After the Login window you should land on this page:
Click on the project to get you into the project space.
If you click on the the button that says Clone
the server is going to present you with
the following options.
These are the URI locators for the repository on the server. Each GIT repository can be accessed via one of these. You may have in the past pulled a GIT repo via the HTTPS method that is the most common method when you don't plan to make changes ( just to use the code ).
In our case, this is going to be your repository that you will be working with. The best option when working with your repository is to utilize SSH tunnels. To accomplish this method you have to load the public SSH key into the GIT server. For all the GIT servers out there like GitHub and GitLab, this is an option that you configure in your user profile. For this lab we have taken the steps to automate this process for you.

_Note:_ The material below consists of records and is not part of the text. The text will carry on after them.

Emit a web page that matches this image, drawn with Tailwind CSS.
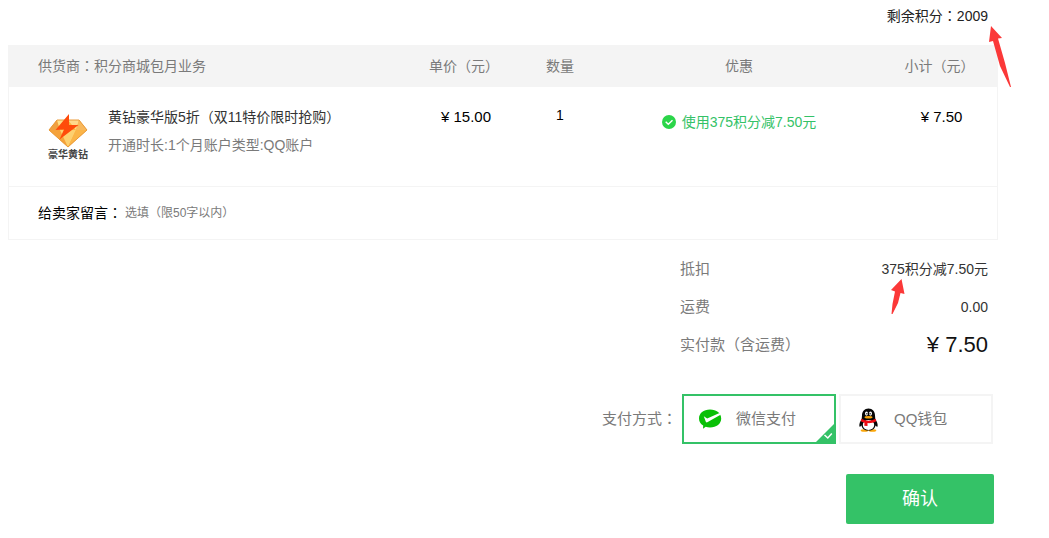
<!DOCTYPE html>
<html lang="zh-CN">

<head>
    <meta charset="UTF-8"/>
    <meta content="width=device-width, initial-scale=1.0" name="viewport"/>
    <script src="https://cdn.jsdelivr.net/npm/@tailwindcss/browser@4"></script>
    <title>确认订单 - 积分商城</title>
</head>

<body class="bg-white pl-2 pr-[51px] font-['Liberation_Sans','Noto_Sans_CJK_SC',sans-serif] text-sm text-[#333]">
<header class="relative flex h-[45px] justify-end pt-1.5 pr-2.5 leading-5 text-[#222]">
    <p>剩余积分<span class="font-['Noto_Sans_CJK_TC',sans-serif] leading-none" lang="zh-TW">：</span>2009</p>
    <svg class="absolute top-[26px] -right-[13px] h-[62px] w-[22px]" viewBox="0 0 22 62" fill="#fb3838" aria-hidden="true">
        <path d="M2 0 13 12 9 12.500 16 37 22 61H21L11 40 4 15 0 16Z"/>
    </svg>
</header>

<main>
    <section class="border border-t-0 border-[#f4f4f4]">
        <table class="w-full table-fixed text-center">
            <thead class="bg-[#f4f4f4] text-[#7a7a7a]">
            <tr class="h-[42px]">
                <th class="pl-[29px] text-left font-normal leading-5">供货商<span class="font-['Noto_Sans_CJK_TC',sans-serif] leading-none" lang="zh-TW">：</span>积分商城包月业务</th>
                <th class="w-[120px] font-normal">单价（元）</th>
                <th class="w-[72px] font-normal">数量</th>
                <th class="w-[286px] font-normal">优惠</th>
                <th class="w-[115px] font-normal">小计（元）</th>
            </tr>
            </thead>
            <tbody>
            <tr class="h-[99px] border-b border-[#f4f4f4] align-top">
                <td class="pt-[18px] pl-[29px] text-left">
                    <div class="flex gap-2.5">
                        <div class="flex w-[60px] shrink-0 flex-col items-center pt-2">
                            <svg class="h-9 w-10" viewBox="0 0 40 36" aria-hidden="true">
                                <path d="M9 7H31L39 17 20 34 1 17Z" fill="#fbb43e"/>
                                <path d="M1 17 9 7 12 17Z" fill="#f0a040"/>
                                <path d="M9 7H20L12 17Z" fill="#ffe08a"/>
                                <path d="M20 7H31L28 17Z" fill="#ffd88a"/>
                                <path d="M31 7 39 17H28Z" fill="#f8b85c"/>
                                <path d="M1 17H12L20 34Z" fill="#f5a23a"/>
                                <path d="M12 17H28L20 34Z" fill="#fdd070"/>
                                <path d="M28 17H39L20 34Z" fill="#fbb548"/>
                                <path d="M9 7H31L39 17 20 34 1 17Z" fill="none" stroke="#ea9a3a" stroke-width="1"/>
                                <path d="M21 1 7.500 17 16 16.500 11.500 26.500 30.500 12 21 12Z" fill="#ff4b0a"/>
                            </svg>
                            <span class="text-[10px] leading-3 font-bold text-[#444]">豪华黄钻</span>
                        </div>
                        <div>
                            <p class="leading-6">黄钻豪华版5折（双11特价限时抢购）</p>
                            <p class="mt-1 leading-6 text-[#7a7a7a]">开通时长:1个月账户类型:QQ账户</p>
                        </div>
                    </div>
                </td>
                <td class="pt-5 pl-1 text-[15px] leading-5 text-black">¥ 15.00</td>
                <td class="pt-[18px] leading-5 text-black">1</td>
                <td class="pt-[25px] leading-5 text-[#34c267]">
                    <div class="flex items-center justify-center gap-1.5">
                        <svg class="size-3.5" viewBox="0 0 14 14" aria-hidden="true">
                            <circle cx="7" cy="7" r="7" fill="#2bd549"/>
                            <path d="M3.700 6.700 6.300 9.300 10.500 5.200" fill="none" stroke="#fff" stroke-width="1.400"/>
                        </svg>
                        <span>使用375积分减7.50元</span>
                    </div>
                </td>
                <td class="pt-5 pl-1 text-[15px] leading-5 text-black">¥ 7.50</td>
            </tr>
            </tbody>
        </table>
        <div class="flex h-[52px] items-center pl-[29px]">
            <label class="leading-5 text-black" for="message">给卖家留言<span class="font-['Noto_Sans_CJK_TC',sans-serif] leading-none" lang="zh-TW">：</span></label>
            <input class="ml-[3px] h-6 w-80 text-xs text-[#333] outline-none placeholder:text-[#7a7a7a]" id="message"
                   maxlength="50" placeholder="选填（限50字以内）" type="text"/>
        </div>
    </section>

    <dl class="mt-2.5 mr-2.5 ml-auto w-[308px] text-[15px] text-[#7a7a7a]">
        <div class="flex h-[38px] items-center justify-between">
            <dt>抵扣</dt>
            <dd class="relative text-sm text-[#333]">
                375积分减7.50元
                <svg class="absolute top-5 left-2.5 h-[35px] w-3.5" viewBox="0 0 14 35" fill="#fb3838" aria-hidden="true">
                    <path d="M10.500 0 13.500 15 9.500 14 7 24 1.500 35H.500L1.500 25 4 12.500 0 11Z"/>
                </svg>
            </dd>
        </div>
        <div class="flex h-[38px] items-center justify-between">
            <dt>运费</dt>
            <dd class="text-sm text-[#333]">0.00</dd>
        </div>
        <div class="flex h-[38px] items-center justify-between">
            <dt>实付款（含运费）</dt>
            <dd class="text-[22px] leading-8 text-[#111]">¥ 7.50</dd>
        </div>
    </dl>

    <form>
        <fieldset class="mt-[30px] mr-[5px] flex items-center justify-end gap-[3px] text-[15px] text-[#7a7a7a]">
            <span class="mr-0.5 leading-5">支付方式<span class="font-['Noto_Sans_CJK_TC',sans-serif] leading-none" lang="zh-TW">：</span></span>
            <label class="relative flex h-[50px] w-[154px] items-center border-2 border-[#34c267] pl-3.5">
                <input checked class="sr-only" name="pay" type="radio" value="wechat"/>
                <svg class="mr-3.5 h-5 w-6" viewBox="0 0 24 20" aria-hidden="true">
                    <path d="M12 .500C18.500 .500 23.200 4.300 23.200 9.500S18.500 18.500 12 18.500C10.500 18.500 9 18.300 7.700 17.800L5 19.800 5.200 16.600C2.500 15 1 12.500 1 9.500 1 4.300 5.500 .500 12 .500Z" fill="#09c006"/>
                    <path d="M5.800 7.200 9.200 9.400 21.500 3.900 22.600 5.800 9.300 13.300C8.600 13.600 8.100 13.300 7.800 12.700Z" fill="#fff"/>
                </svg>
                <span>微信支付</span>
                <svg class="absolute right-0 bottom-0 size-[18px]" viewBox="0 0 18 18" aria-hidden="true">
                    <path d="M18 0V18H0Z" fill="#34c267"/>
                    <path d="M8.500 11 11.800 14 15.800 9.500" fill="none" stroke="#fff" stroke-width="1.500"/>
                </svg>
            </label>
            <label class="flex h-[50px] w-[154px] items-center border-2 border-[#f4f4f4] pl-[18px]">
                <input class="sr-only" name="pay" type="radio" value="qq"/>
                <svg class="mt-0.5 mr-4 h-6 w-[19px]" viewBox="0 0 19 24" aria-hidden="true">
                    <ellipse cx="5.500" cy="22.500" rx="3.800" ry="1.300" fill="#fba70a"/>
                    <ellipse cx="13.500" cy="22.500" rx="3.800" ry="1.300" fill="#fba70a"/>
                    <path d="M9.500 .500C13.500 .500 16 3.500 16 7.500L16.300 11C18 13.500 19 16 18.600 18.500 17.800 19 17 18 16.500 17.500 16 20.500 13.500 22.500 9.500 22.500S3 20.500 2.500 17.500C2 18 1.200 19 .400 18.500 0 16 1 13.500 2.700 11L3 7.500C3 3.500 5.500 .500 9.500 .500Z" fill="#060606"/>
                    <ellipse cx="9.500" cy="17" rx="5.700" ry="5" fill="#fff"/>
                    <path d="M2.300 10.800C7 13.300 12 13.300 16.700 10.800L17.200 13.300C14 15 11 15.300 8.500 15.100V18L5.300 17.800 5.500 14.700C4 14.300 2.800 13.800 1.800 13.200Z" fill="#ed0b12"/>
                    <ellipse cx="7.500" cy="5.600" rx="1.500" ry="2.100" fill="#fff"/>
                    <ellipse cx="11.500" cy="5.600" rx="1.500" ry="2.100" fill="#fff"/>
                    <circle cx="7.900" cy="5.800" r=".700"/>
                    <circle cx="11.100" cy="5.800" r=".700"/>
                    <ellipse cx="9.500" cy="9.200" rx="4" ry="1.300" fill="#fba70a"/>
                </svg>
                <span>QQ钱包</span>
            </label>
        </fieldset>
        <div class="mt-[30px] mr-1 flex justify-end">
            <button class="h-[50px] w-[148px] rounded-xs bg-[#34c267] text-lg text-white" type="button">确认</button>
        </div>
    </form>
</main>
</body>

</html>
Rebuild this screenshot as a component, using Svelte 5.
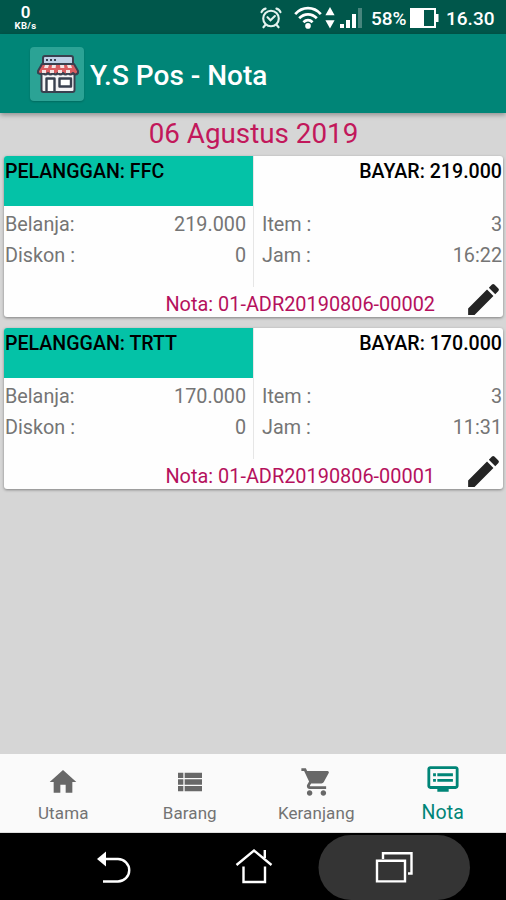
<script>
  const notes = [
    { customer: 'FFC', total: '219.000', items: 3, time: '16:22', number: '01-ADR20190806-00002' },
    { customer: 'TRTT', total: '170.000', items: 3, time: '11:31', number: '01-ADR20190806-00001' },
  ];
</script>

<div class="screen">
  <div class="status">
    <div class="speed"><b>0</b><span>KB/s</span></div>
    <div class="indicators">
      <svg class="alarm" width="22" height="22" viewBox="0 0 22 22" fill="none" stroke="#e4f3ef" stroke-width="2.1" stroke-linecap="round">
        <circle cx="11" cy="11.5" r="7.8" />
        <path d="M1.500 5.200C2.200 3.400 3.700 2 5.600 1.600M20.500 5.200C19.800 3.400 18.300 2 16.400 1.600M5.500 17.800L3.400 20.300M16.500 17.800l2.100 2.500M7.500 10.200l3 3 4.400-4.200" />
      </svg>
      <svg class="wifi" width="28" height="23" viewBox="0 0 28 23" fill="none" stroke="#fff" stroke-width="2.7">
        <path d="M1.200 8.200C8.300.2 19.700.2 26.800 8.200M5.200 12.300c5-5.300 12.600-5.300 17.600 0M9.400 16.200c2.800-2.700 6.400-2.700 9.200 0" />
        <circle cx="14" cy="19.900" r="2.800" fill="#fff" stroke="none" />
      </svg>
      <svg class="data" width="10" height="22" viewBox="0 0 10 22" fill="#fff"><path d="M5 0l4.600 8.200H.4zM5 21.500L.4 13.300h9.200z" /></svg>
      <svg class="signal" width="23" height="22" viewBox="0 0 23 22" fill="#fff">
        <path d="M0 17h4v4H0zM6 13h4v8H6zM12 7h4v14h-4z" />
        <path d="M18 1h4v20h-4z" opacity=".28" />
      </svg>
      <span class="percent">58%</span>
      <svg class="battery" width="29" height="20" viewBox="0 0 29 20">
        <path d="M1 1h24v18H1z" fill="none" stroke="#fff" stroke-width="2" />
        <path d="M1 1h13v18H1zM25 6h3.500v8H25z" fill="#fff" />
      </svg>
      <span class="clock">16.30</span>
    </div>
  </div>

  <header>
    <div class="logo">
      <svg width="44" height="40" viewBox="0 0 44 40" stroke="#39404f" stroke-width="2" stroke-linejoin="round">
        <path d="M5.500 18h33v18q0 2-2 2h-29q-2 0-2-2z" fill="#f4f3f5" />
        <path d="M9 2h26q2 0 2 2v8H7V4q0-2 2-2z" fill="#bed1e6" />
        <path d="M10 6h2M14 6h2M18 6h2" />
        <path d="M6 10h32l4 7v2q-2.500 3-5 0-2.500 3-5 0-2.500 3-5 0-2.500 3-5 0-2.500 3-5 0-2.500 3-5 0-2.500 3-5 0-2 2-5 0v-2z" fill="#d95d61" />
        <path d="M9 11h4l-1 3H8zM16 11h4l-.4 3h-4zM24 11h4l.4 3h-4zM31 11h4l1 3h-4zM6 16h4v3H6zM14 16h4v3h-4zM22 16h4v3h-4zM30 16h4v3h-4z" fill="#f5e4e4" stroke="none" />
        <path d="M10.500 37V24.500h8V37M23.500 24.500h11.500v8H23.500z" fill="#fff" stroke-width="2.400" />
      </svg>
    </div>
    <h1>Y.S Pos - Nota</h1>
  </header>

  <main>
    <h2>06 Agustus 2019</h2>
    {#each notes as note}
      <article>
        <div class="columns">
          <section class="left">
            <div class="customer"><span>PELANGGAN: {note.customer}</span></div>
            <div class="rows">
              <div class="row"><span>Belanja:</span><span>{note.total}</span></div>
              <div class="row"><span>Diskon :</span><span>0</span></div>
            </div>
          </section>
          <section class="right">
            <div class="pay"><span>BAYAR: {note.total}</span></div>
            <div class="rows">
              <div class="row"><span>Item :</span><span>{note.items}</span></div>
              <div class="row"><span>Jam :</span><span>{note.time}</span></div>
            </div>
          </section>
        </div>
        <footer>
          <span>Nota: {note.number}</span>
          <svg width="41" height="41" viewBox="0 0 24 24" fill="#242424"><path d="M3 17.250V21h3.750L17.810 9.940l-3.750-3.750L3 17.250zM20.710 7.040a1 1 0 0 0 0-1.410l-2.340-2.340a1 1 0 0 0-1.410 0l-1.830 1.830 3.750 3.750 1.830-1.830z" /></svg>
        </footer>
      </article>
    {/each}
  </main>

  <nav class="tabs">
    <div class="tab">
      <svg width="32" height="32" viewBox="0 0 24 24"><path d="M10 20v-6h4v6h5v-8h3L12 3 2 12h3v8z" /></svg>
      <span>Utama</span>
    </div>
    <div class="tab">
      <svg width="32" height="32" viewBox="0 0 24 24"><path d="M3 5h4v4H3zM8 5h13v4H8zM3 10h4v4H3zM8 10h13v4H8zM3 15h4v4H3zM8 15h13v4H8z" /></svg>
      <span>Barang</span>
    </div>
    <div class="tab">
      <svg width="33" height="33" viewBox="0 0 24 24"><path d="M7 18c-1.100 0-1.990.9-1.990 2S5.900 22 7 22s2-.9 2-2-.9-2-2-2zM1 2v2h2l3.600 7.590-1.350 2.450c-.16.280-.25.610-.25.960 0 1.100.9 2 2 2h12v-2H7.420c-.14 0-.25-.11-.25-.25l.03-.12.900-1.630h7.450c.75 0 1.410-.41 1.750-1.030l3.580-6.490A1 1 0 0 0 20 4H5.210l-.94-2H1zm16 16c-1.100 0-1.990.9-1.990 2s.89 2 1.990 2 2-.9 2-2-.9-2-2-2z" /></svg>
      <span>Keranjang</span>
    </div>
    <div class="tab active">
      <svg width="34" height="34" viewBox="0 0 24 24"><path d="M21 3H3c-1.100 0-2 .9-2 2v12c0 1.100.9 2 2 2h5v2h8v-2h5c1.100 0 1.990-.9 1.990-2L23 5c0-1.100-.9-2-2-2zm0 14H3V5h18v12zm-2-9H8v2h11V8zm0 4H8v2h11v-2zM7 8H5v2h2V8zm0 4H5v2h2v-2z" /></svg>
      <span>Nota</span>
    </div>
  </nav>

  <div class="system">
    <svg width="506" height="67" viewBox="0 0 506 67" fill="none" stroke="#fff" stroke-width="2.400">
      <rect x="318.500" y="2" width="151.500" height="65" rx="32.500" fill="#343434" stroke="none" />
      <path d="M103 48.500h15a11.200 11.200 0 0 0 0-22.500h-15" />
      <path d="M97 26l9-7.500v15z" fill="#fff" stroke="none" />
      <path d="M236.500 32L254 17.500 271.500 32M243.500 33.500v15.500h21.500V33.500M264.800 17v8" />
      <path d="M377 27.800h28v20.600h-28zM383 26v-5.800h28.500v20.300H408" />
    </svg>
  </div>
</div>

<style>
  :global(body) { margin: 0; }
  .screen {
    width: 506px; height: 900px; overflow: hidden;
    display: flex; flex-direction: column;
    background: #d6d6d6; color: #000; font-family: Roboto, sans-serif;
  }
  .screen * { box-sizing: border-box; }
  svg { display: block; flex: none; }
  span, h1, h2 { white-space: nowrap; }
  .status { height: 34px; flex: none; display: flex; justify-content: space-between; background: #00574b; color: #fff; }
  .speed { width: 27px; margin-left: 12px; padding-top: 5px; display: flex; flex-direction: column; align-items: center; }
  .speed b { font-size: 17px; line-height: 15px; font-weight: 600; }
  .speed span { font-size: 9.500px; line-height: 12px; font-weight: 700; letter-spacing: .4px; }
  .indicators { display: flex; align-items: center; padding: 1px 9px 0 0; font-size: 19px; font-weight: 500; }
  .wifi { margin-left: 12px; }
  .data { margin-left: 3px; }
  .signal { margin-left: 5px; }
  .percent { margin-left: 8px; width: 37px; padding-top: 1px; letter-spacing: -.1px; }
  .battery { margin-left: 2px; }
  .clock { margin-left: 7px; width: 51px; padding-top: 1px; }
  header {
    position: relative; z-index: 1; height: 79px; flex: none; display: flex; align-items: center;
    padding: 0 0 0 30px; background: #008577; box-shadow: 0 2px 5px #0005;
  }
  .logo { width: 54px; height: 54px; display: grid; place-items: center; background: #2ba395; border-radius: 4px; box-shadow: 0 1px 2px #0003; }
  .logo svg { margin-left: 2px; }
  h1 { margin: 4px 0 0 6px; color: #fff; font-size: 28px; line-height: 32px; font-weight: 500; }
  main { flex: 1; min-height: 0; padding: 4px 3px 0 4px; }
  h2 { margin: 0; height: 39px; line-height: 34px; text-align: center; color: #c2185b; font-size: 27.800px; font-weight: 400; }
  article { height: 161px; margin-bottom: 11px; overflow: hidden; border-radius: 3px; background: #fefefe; box-shadow: 0 1px 3px #0006; }
  .columns { display: flex; height: 131px; }
  .left { width: 250px; border-right: 1px solid #e6e6e6; }
  .right { flex: 1; }
  .customer, .pay { height: 50px; padding: 4px 0 0 1px; line-height: 23px; font-size: 19.600px; font-weight: 500; }
  .customer { background: #04c2a7; }
  .pay { display: flex; justify-content: flex-end; padding-right: 1px; }
  .rows { padding: 3px 1px 0 8px; color: #757575; font-size: 19.800px; }
  .left .rows { padding: 3px 7px 0 1px; }
  .row { display: flex; justify-content: space-between; height: 31px; line-height: 31px; }
  footer { height: 30px; display: flex; justify-content: flex-end; align-items: center; color: #b5115d; font-size: 19.900px; }
  footer span { margin-top: 5px; }
  footer svg { margin: -5px -1px 0 28px; }
  .tabs { height: 79px; flex: none; display: flex; background: #fafafa; border-bottom: 1px solid #ddd; }
  .tab { flex: 1; display: flex; flex-direction: column; align-items: center; padding: 11px 0 0; color: #737373; fill: #686868; font-size: 17px; }
  .tab svg { height: 34px; }
  .tab span { margin-top: 4px; line-height: 20px; letter-spacing: .1px; }
  .tab.active { color: #008577; fill: #008577; padding-top: 8px; font-size: 19.500px; }
  .tab.active span { margin-top: 7px; }
  .system { height: 67px; flex: none; background: #000; }
</style>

Now we can connect the local repository to the remote server. Since we also already initialized the repository
on the server all that is left is to configure the local repository that we created to
point to the one in the GitLab server. To do this all we have to do is take the URI for SSH that
we showed above and tell git that it is the remote
destination. To complete this
task you will utilize git remote add
command.
git remote add origin git@svs-rtp-web-git.cisco.com:ciscolive/dcn3225_pod04.git
With the remote configured, we can now push the changes to the remote server.
The git push
command is used to upload local repository content to a remote repository. Pushing is
how you transfer commits from your local repository to a remote repo. THe first step is to tell git
what our upstream destination is.
git push --set-upstream origin develop
When you do this command you might get a SSH key warning as you are connecting to a new server. Just type yes to continue.
Now that you have pushed your code into the remote server, you can view the files via the GitLab interface on the server. Reload the browser window to see the changes.